Many have sought to link the Ukraine crisis to the security situation in East Asia. Voices have been heard warning that China might follow suit in local territorial disputes, while others argue that due to its own internal problems it will stay quiet. But due to China’s favorable present global position, it can still balance verbal support of sovereignty and nonviolent solutions outside East Asia while remaining assertive in the region. It is thus unlikely to change its regional posture in the near future.
Unlike its regional rivals China has avoided tying down some of its capabilities away from East Asian focal points, and won a 400 billion USD gas deal with Russia (likely at very good conditions) in the process. When it comes to Ukraine, both Russia and the West have tried to woo China and have interpreted the country’s maneuvers as being favorable to their own side. China, however, has stayed mostly neutral, and this has allowed it to demand concessions from both sides.
With the annexation of Crimea, Russia put itself at odds with the West, and China’s (limited) backing has basically become Russia’s life support. Western countries, who feel huge economic interdependence on China and clearly do not want to enter another major Cold War with the combined bloc of Russia and China, will think twice when trying to push China’s buttons. Under these conditions, the all-weather support for China’s rivals in territorial disputes will not be seen by the West as a way of motivating China to stay neutral or even to change sides. Perceptions of regional order will shift in China‘s favor accordingly.
However the type of precedence that the Crimean case presents must now also be differentiated from the disputes in Asia: a region (Crimea) originally recognized as the territory of one country (Ukraine) by everyone (including Russia) was annexed by the latter. The territorial conflicts in South and East China Seas are clearly not comparable cases, nor is Taiwan – they all presently territories which China claims to own, unlike Russia’s previous public view on Crimea. A far more appropriate comparable scenario in Asia would be that of China annexing the Russian Far East, or territories in the Southeast Asian countries, using the pretext of the protection of ethnic Chinese in those regions. While we cannot obviously discard these scenarios in the distant future, at present they are rather unrealistic.

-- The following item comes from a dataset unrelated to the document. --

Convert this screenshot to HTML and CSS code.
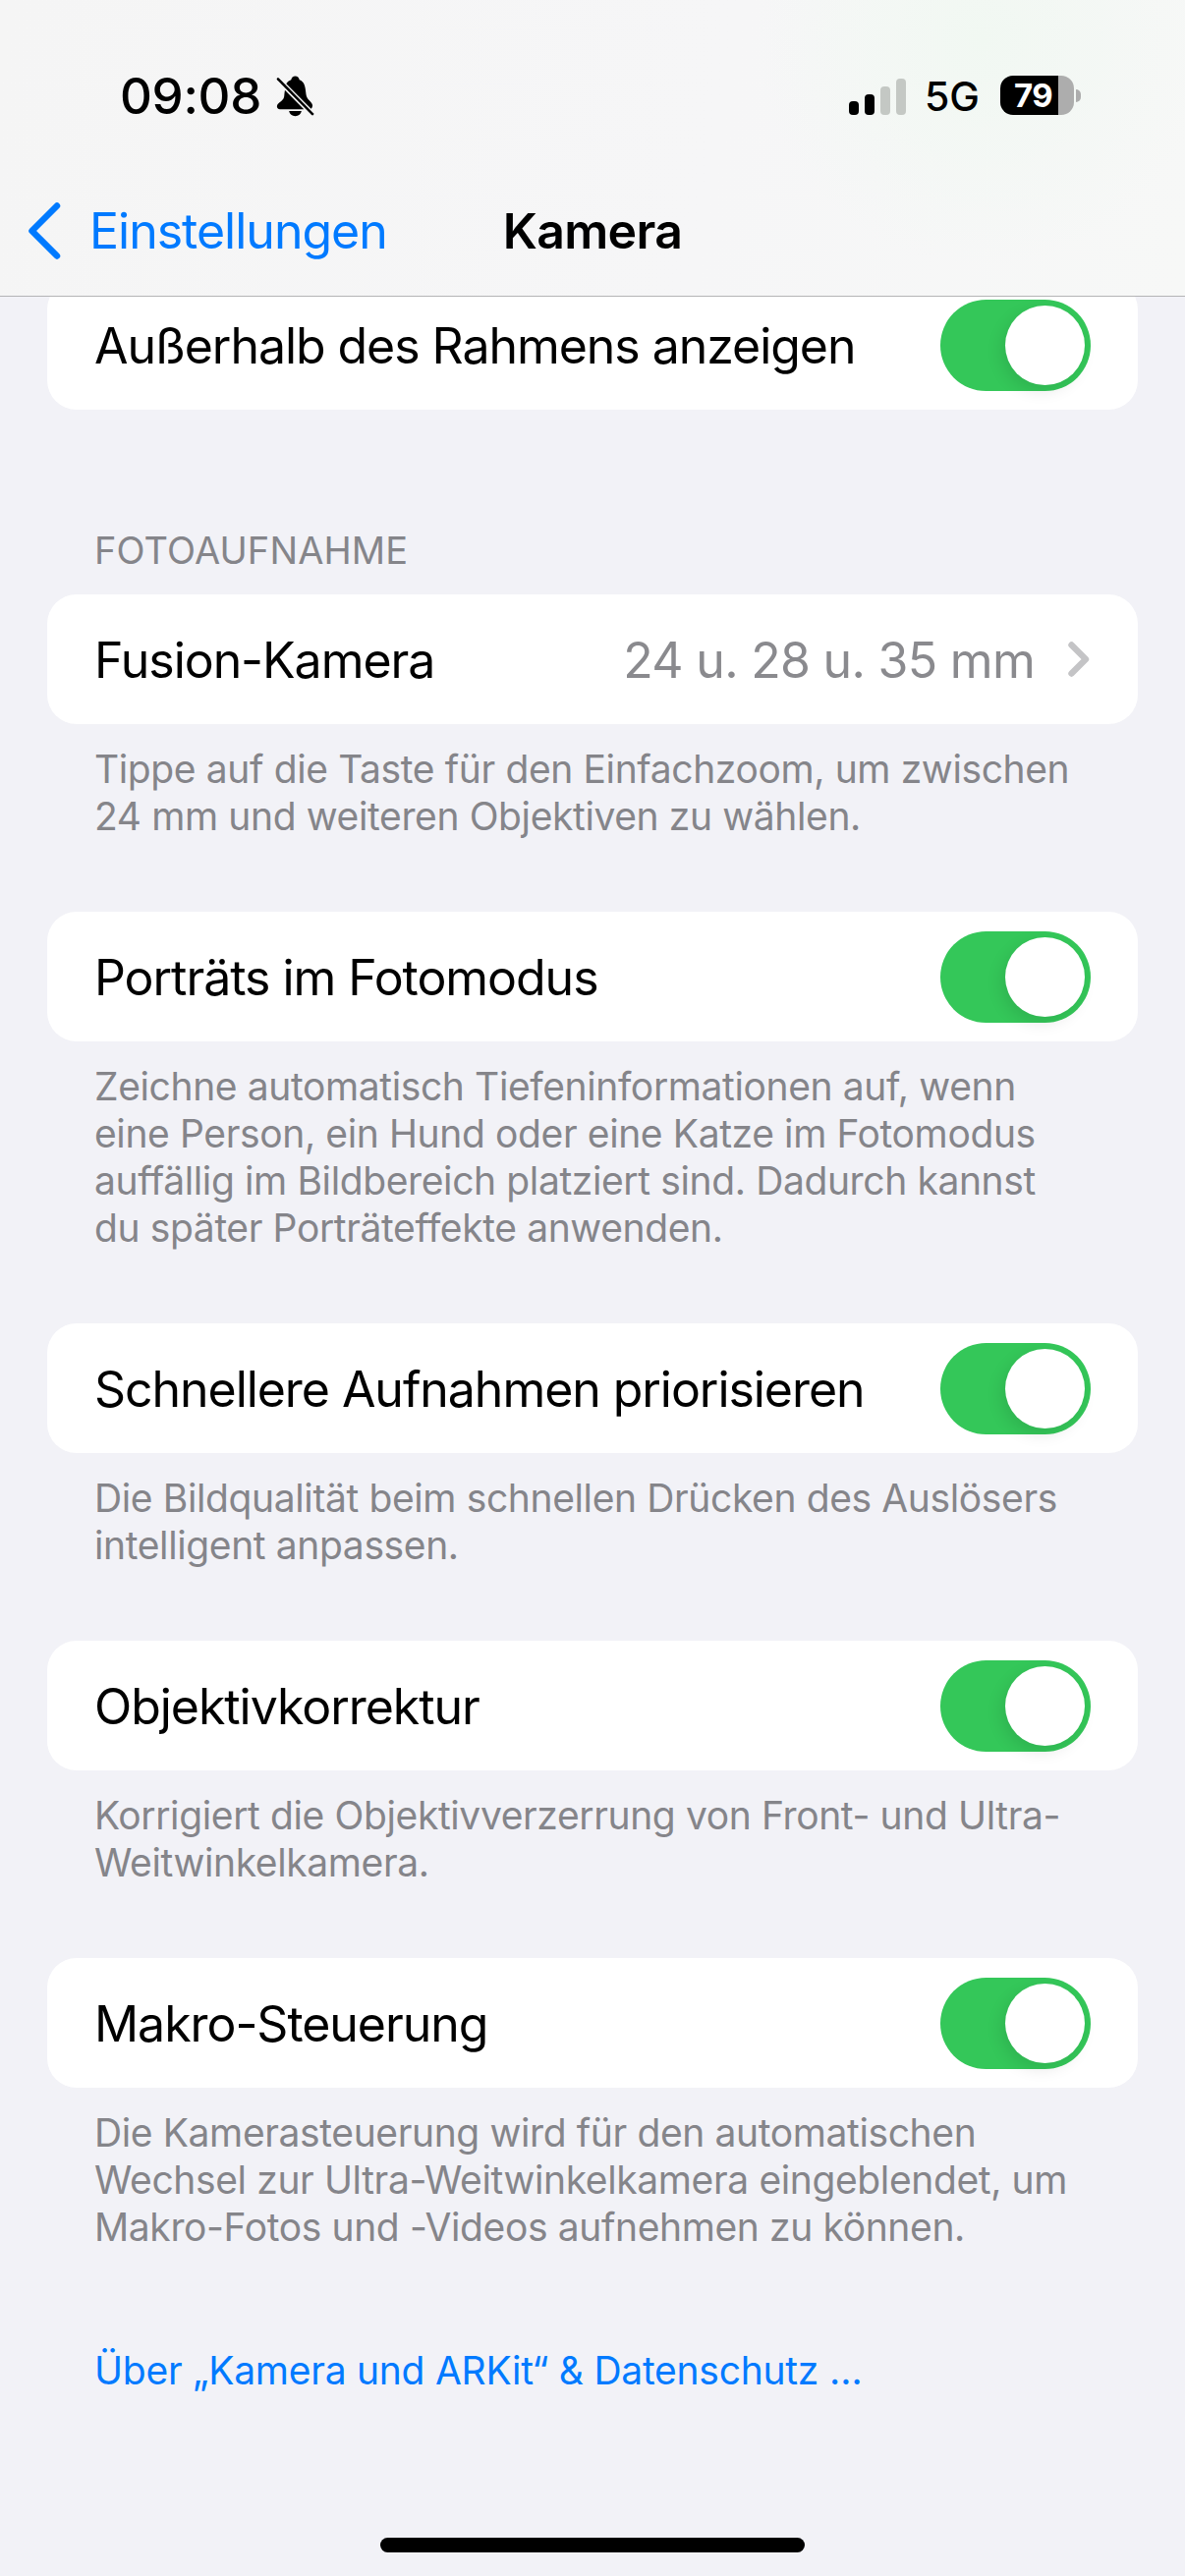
FILE: index.html
```html
<!DOCTYPE html>
<html lang="de">
<head>
<meta charset="utf-8">
<title>Kamera</title>
<link rel="stylesheet" href="styles.css">
</head>
<body>
<div class="screen">
  <header class="topbar">
    <div class="status">
      <div class="status-left">
        <span class="time">09:08</span>
        <svg class="bell" viewBox="0 0 40 42" aria-hidden="true">
          <path d="M20 0C17.700 0 16 1.700 15.700 3.800 13.500 4.600 11.700 6 10.600 8L36.500 34C38.500 32 38.600 29.500 36.500 27.300 33.500 24.300 31.800 23 31.200 18.500 30.600 11 29.500 5.500 24.300 3.800 24 1.700 22.300 0 20 0Z" fill="#000"/>
          <path d="M9.200 14.500C8.800 16.500 8.600 18.500 8.500 20.300 8.200 24.500 5.500 26 2.500 28.500 0 30.500.5 34.500 4 34.500H29Z" fill="#000"/>
          <path d="M13.500 36.500h13c-.5 3-3.200 5.300-6.500 5.300s-6-2.300-6.500-5.300z" fill="#000"/>
          <path d="M2 3l36 36.500" stroke="#000" stroke-width="2.600" stroke-linecap="round" fill="none"/>
        </svg>
      </div>
      <div class="status-right">
        <div class="signal">
          <span class="bar bar-1"></span>
          <span class="bar bar-2"></span>
          <span class="bar bar-3"></span>
          <span class="bar bar-4"></span>
        </div>
        <span class="network">5G</span>
        <div class="battery-wrap">
          <div class="battery"><span class="battery-level">79</span></div>
          <span class="battery-nub"></span>
        </div>
      </div>
    </div>
    <nav class="navbar">
      <div class="back">
        <svg class="back-icon" viewBox="0 0 36 60" aria-hidden="true">
          <path d="M31 4.500 5.500 30 31 55.500" fill="none" stroke="#007aff" stroke-width="6.500" stroke-linecap="round" stroke-linejoin="round"/>
        </svg>
        <span class="back-label">Einstellungen</span>
      </div>
      <h1 class="title">Kamera</h1>
    </nav>
  </header>

  <main class="content">
    <section class="card">
      <div class="row">
        <span class="row-label">Außerhalb des Rahmens anzeigen</span>
        <div class="toggle"><span class="knob"></span></div>
      </div>
    </section>

    <h2 class="section-head">FOTOAUFNAHME</h2>
    <section class="card">
      <div class="row">
        <span class="row-label">Fusion-Kamera</span>
        <div class="row-value">
          <span class="value-text">24 u. 28 u. 35 mm</span>
          <svg class="chevron" viewBox="0 0 24 36" aria-hidden="true">
            <path d="M4.500 3.500 19 18 4.500 32.500" fill="none" stroke="#c4c4c6" stroke-width="6.400" stroke-linecap="round" stroke-linejoin="round"/>
          </svg>
        </div>
      </div>
    </section>
    <p class="note">Tippe auf die Taste für den Einfachzoom, um zwischen<br>24 mm und weiteren Objektiven zu wählen.</p>

    <section class="card">
      <div class="row">
        <span class="row-label">Porträts im Fotomodus</span>
        <div class="toggle"><span class="knob"></span></div>
      </div>
    </section>
    <p class="note">Zeichne automatisch Tiefeninformationen auf, wenn<br>eine Person, ein Hund oder eine Katze im Fotomodus<br>auffällig im Bildbereich platziert sind. Dadurch kannst<br>du später Porträteffekte anwenden.</p>

    <section class="card">
      <div class="row">
        <span class="row-label">Schnellere Aufnahmen priorisieren</span>
        <div class="toggle"><span class="knob"></span></div>
      </div>
    </section>
    <p class="note">Die Bildqualität beim schnellen Drücken des Auslösers<br>intelligent anpassen.</p>

    <section class="card">
      <div class="row">
        <span class="row-label">Objektivkorrektur</span>
        <div class="toggle"><span class="knob"></span></div>
      </div>
    </section>
    <p class="note">Korrigiert die Objektivverzerrung von Front- und Ultra-<br>Weitwinkelkamera.</p>

    <section class="card">
      <div class="row">
        <span class="row-label">Makro-Steuerung</span>
        <div class="toggle"><span class="knob"></span></div>
      </div>
    </section>
    <p class="note">Die Kamerasteuerung wird für den automatischen<br>Wechsel zur Ultra-Weitwinkelkamera eingeblendet, um<br>Makro-Fotos und -Videos aufnehmen zu können.</p>

    <a class="link">Über „Kamera und ARKit“ &amp; Datenschutz …</a>
  </main>
  <div class="home-indicator"></div>
</div>
</body>
</html>
```

FILE: styles.css
```css
* { box-sizing: border-box; }

html, body {
  margin: 0;
  padding: 0;
}

body {
  background: #f2f2f7;
  font-family: Inter, "Liberation Sans", sans-serif;
  color: #000;
}

.screen {
  width: 1206px;
  height: 2622px;
  display: flex;
  flex-direction: column;
  overflow: hidden;
  position: relative;
  background: #f2f2f7;
}

.topbar {
  position: relative;
  z-index: 2;
  height: 302px;
  flex: none;
  border-bottom: 1px solid #b4b4b6;
  background:
    radial-gradient(circle at 1000px 40px, #f1f8f2 0, rgba(241, 248, 242, 0) 230px),
    linear-gradient(100deg, #f5f5f5, #f6f6f7 60%, #f7f8f7);
}

.status {
  height: 196px;
  padding: 77px 106px 0 122px;
  display: flex;
  justify-content: space-between;
  align-items: flex-start;
}

.status-left {
  display: flex;
  align-items: center;
  gap: 15px;
  height: 42px;
}

.time {
  font-size: 51px;
  font-weight: 550;
  line-height: 42px;
  letter-spacing: -0.3px;
}

.bell {
  width: 39px;
  height: 42px;
  display: block;
}

.status-right {
  display: flex;
  align-items: center;
  height: 40px;
}

.signal {
  display: flex;
  align-items: flex-end;
  gap: 6px;
  height: 37px;
  margin-top: 2px;
}

.bar {
  width: 10px;
  border-radius: 4px;
  background: #000;
}

.bar-1 { height: 14px; }
.bar-2 { height: 21px; }
.bar-3 { height: 29px; background: #c4c8c4; }
.bar-4 { height: 37px; background: #c4c8c4; }

.network {
  font-size: 41px;
  font-weight: 500;
  line-height: 40px;
  margin-left: 19px;
  margin-top: 2px;
}

.battery-wrap {
  display: flex;
  align-items: center;
  margin-left: 21px;
}

.battery {
  width: 75px;
  height: 40px;
  border-radius: 13px;
  background: linear-gradient(to right, #000 59px, #adadad 59px);
  display: flex;
  align-items: center;
  padding-left: 14px;
}

.battery-level {
  color: #fff;
  font-size: 33px;
  font-weight: 700;
  line-height: 40px;
  letter-spacing: -0.5px;
}

.battery-nub {
  width: 5px;
  height: 13px;
  margin-left: 2px;
  border-radius: 0 7px 7px 0;
  background: #adadad;
}

.navbar {
  position: relative;
  height: 78px;
  display: flex;
  align-items: center;
  justify-content: center;
}

.back {
  position: absolute;
  left: 27px;
  top: 0;
  height: 78px;
  display: flex;
  align-items: center;
  gap: 28px;
}

.back-icon {
  width: 36px;
  height: 60px;
  display: block;
}

.back-label {
  font-size: 50px;
  letter-spacing: -1px;
  color: #007aff;
  line-height: 60px;
}

.title {
  margin: 0;
  font-size: 50px;
  font-weight: 600;
  letter-spacing: -0.7px;
  line-height: 60px;
}

.content {
  margin-top: -17px;
  padding: 0 48px;
  display: flex;
  flex-direction: column;
}

.card {
  background: #fff;
  border-radius: 30px;
  flex: none;
}

.row {
  height: 132px;
  padding: 0 48px 0 48px;
  display: flex;
  align-items: center;
  justify-content: space-between;
}

.row-label {
  font-size: 50px;
  letter-spacing: -1.05px;
  line-height: 60px;
  padding-top: 2px;
}

.row-value {
  display: flex;
  align-items: center;
  gap: 33px;
}

.value-text {
  font-size: 50px;
  letter-spacing: -0.7px;
  line-height: 60px;
  padding-top: 2px;
  color: #8a8a8e;
}

.chevron {
  width: 24px;
  height: 36px;
  display: block;
}

.toggle {
  width: 153px;
  height: 93px;
  padding: 6px;
  border-radius: 47px;
  background: #34c759;
  display: flex;
  justify-content: flex-end;
}

.knob {
  width: 81px;
  height: 81px;
  border-radius: 50%;
  background: #fff;
  box-shadow: -4px 6px 16px rgba(0, 0, 0, 0.1);
}

.section-head {
  margin: 119px 0 21px;
  padding-left: 48px;
  font-size: 38px;
  font-weight: 400;
  letter-spacing: 0.1px;
  line-height: 48px;
  color: #85858a;
}

.note {
  margin: 22px 0 73px;
  padding-left: 48px;
  font-size: 39px;
  letter-spacing: -0.38px;
  line-height: 48px;
  color: #85858a;
}

.link {
  display: block;
  margin-top: 25px;
  padding-left: 48px;
  font-size: 39px;
  letter-spacing: -0.25px;
  line-height: 48px;
  color: #007aff;
}

.home-indicator {
  position: absolute;
  left: 387px;
  top: 2583px;
  width: 432px;
  height: 15px;
  border-radius: 8px;
  background: #000;
}
```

Many of the countries in East Asia did not abandon Russia entirely. Even the strongest regional criticism from Japan falls short when compared to the response from West. A possible explanation would be that the countries in the region interpreted the weight of the first two dimensions of power (state capabilities and structural position) as prevailing against Ukraine. But they are also not willing to openly criticize Russia if it means balancing against China in Asia. The situation China therefore finds itself in seems rather ideal. It has pursued a combination of policies that include lip-service for sovereignty, neutrality and peaceful solutions when it comes to non-essential issues far away from its core region of East Asia, combined with sophisticated assertiveness on its own door-step and “salami-slicing” tactics in its local territorial disputes. There is every reason to expect that it will continue with the policies that brought it to the favorable position it presently enjoys. China is thus unlikely to pursue any significant policy shifts in the near future – neither toward all-out annexations nor toward significantly downgrading its assertive regional posture.